If we were talking about the market for widgets (whatever those are), this might be okay. Of course it would suck for people who lost their widget businesses, but ultimately society as a whole would not suffer. But if we are talking about farming, then we are talking about our national food supply. We don't want volatility in the national food supply (as well as other public goods like clean air and water, open space, and vibrant communities). We want to know that we as a nation will be able to eat every year.
As the national food supply is a public good, our government grapples to find a way to protect it. In a broad sense, the government has only three methods at its disposal: control supply to keep prices high, establish set prices that purchasers have to pay for farm products, or pay farmers the difference between the actual price and what the government thinks is fair. Historically, the government has attempted to keep prices high by managing redistributing surpluses and by paying farmers to leave a portion of their fields unplanted, and establishing a price floor.

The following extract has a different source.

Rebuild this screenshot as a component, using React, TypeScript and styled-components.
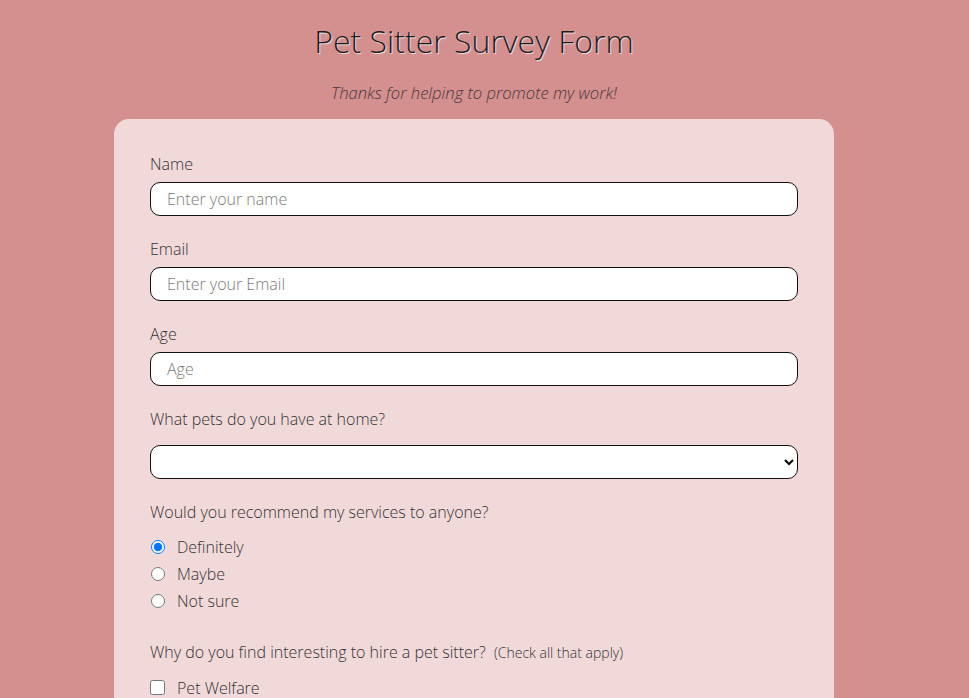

The National School Lunch Act of 1946 made the National School Lunch program permanent; the goal was a win-win scenario - food for kids and a venue to soak up agricultural surpluses all in one. (Mother Jones pointed out that the program has conflicting missions, as the food subsidized for agribusiness is often simultaneously unhealthy for schoolchildren.) In 1954, the Food for Peace Act sent even more surpluses overseas.
The second method to prop up deflated commodity prices was creating a "soil bank" - a certain amount of land that the government would pay farmers to leave unplanted. This was established with the Agricultural Act of 1956 and expanded in 1961. By limiting supply to support prices (together with a de facto price floor, the repayment rate for the Marketing Loan Assistance program), the government put the burden on buyers of commodities to pay farmers enough to keep them in business.
In 1973, the government took a new approach. Instead of aiming to keep prices high, Nixon's Secretary of Agriculture, Earl Butz, decided to set a target price and to subsidize farmers when market prices fell below that price. This was passed in the Agriculture and Consumer Protection Act of 1973.
Why was this so drastically different from the price stabilization approach of the past? Instead of matching supply and demand, we let supply run amok. If a farmer can squeeze 10% more corn out of the same amount of land, then he or she should do it, and so what if it drives the prices down? The target price stays the same. The burden falls on the taxpayers to help the farmers squeak by, which means buyers of commodities get a free pass as prices spiral downward.
Earl Butz told farmers to get big or get out. Both The Omnivore's Dilemma by Michael Pollan and Fat Land by Greg Critser point to him as the culprit for our modern smorgasbord of processed food. We got big all right. Right around the waistline.
When the corn prices fell, we found more and more uses for corn. Ethanol, livestock feed, cornstarch, and high fructose corn syrup are only a few uses for the bushels upon bushels we grow. And once we found a use for it, we ate it, whether we were hungry for it or not. Evolution gave us the amazing ability to keep on eating while the eating is good. Once we gain weight, our bodies do not give it up without a fight - even if we are overweight.
Since the days of Earl Butz, you might think we would have seen the error of our ways and repented, but we have not. The 1996 farm bill further promoted a laissez-faire agriculture system, removing the last remaining supply control policies and causing corn and soy prices to drop an average of 23% and 15%, respectively, below what it cost to produce them during the years 1997 to 2005. Prior to the passage of the 1996 bill, these margins were 17% and 5%, respectively.
In a paper entitled "Feeding the Factory Farm: Implicit Subsidies to the Broiler Chicken Industry," researchers at Tufts University studied the effects of the 1996 farm bill on the industrial broiler chicken industry. Feed comprises 60% of the production costs of broilers, so any change in corn and soy prices also affects the broiler industry in a major way. The price drop in corn and soy resulting from the 1996 farm bill translates into a $1.25 billion per year discount on operating costs for the broiler industry. That discount makes overall operating costs for a broiler CAFO 13% lower than they would be if feed prices reflected what the feed components - corn and soybeans - actually cost to produce.
When Earl Butz said get big or get out, he meant farmers, of course. A family farm that raises its own feed and its own chickens suffers a disadvantage when it competes with the CAFO described above. The family farm pays full price to grow its feed and thus full price to raise its chickens. Because it never receives a government subsidy equal to 13% of its operating costs, the family farm does not compete on a level playing field with the CAFO.
The suits in Washington do not care that our farm policies give an advantage to factory farms so that family farmers cannot compete fairly with Tyson. They don't care that Wisconsin's obesity rate rose from the 15-19% range in 1997 to the >25% range in 2004 either. The losers of our system are the taxpayers (who foot the subsidy bill) and the farmers (often they operate in the red even with the subsidies).
The winners are the corporations who purchase cheap, subsidized commodities, "add value" (and often remove nutrition), and sell them right back to the very taxpayers who subsidized them in the first place. Investing in people and in communities isn't profitable to those in power.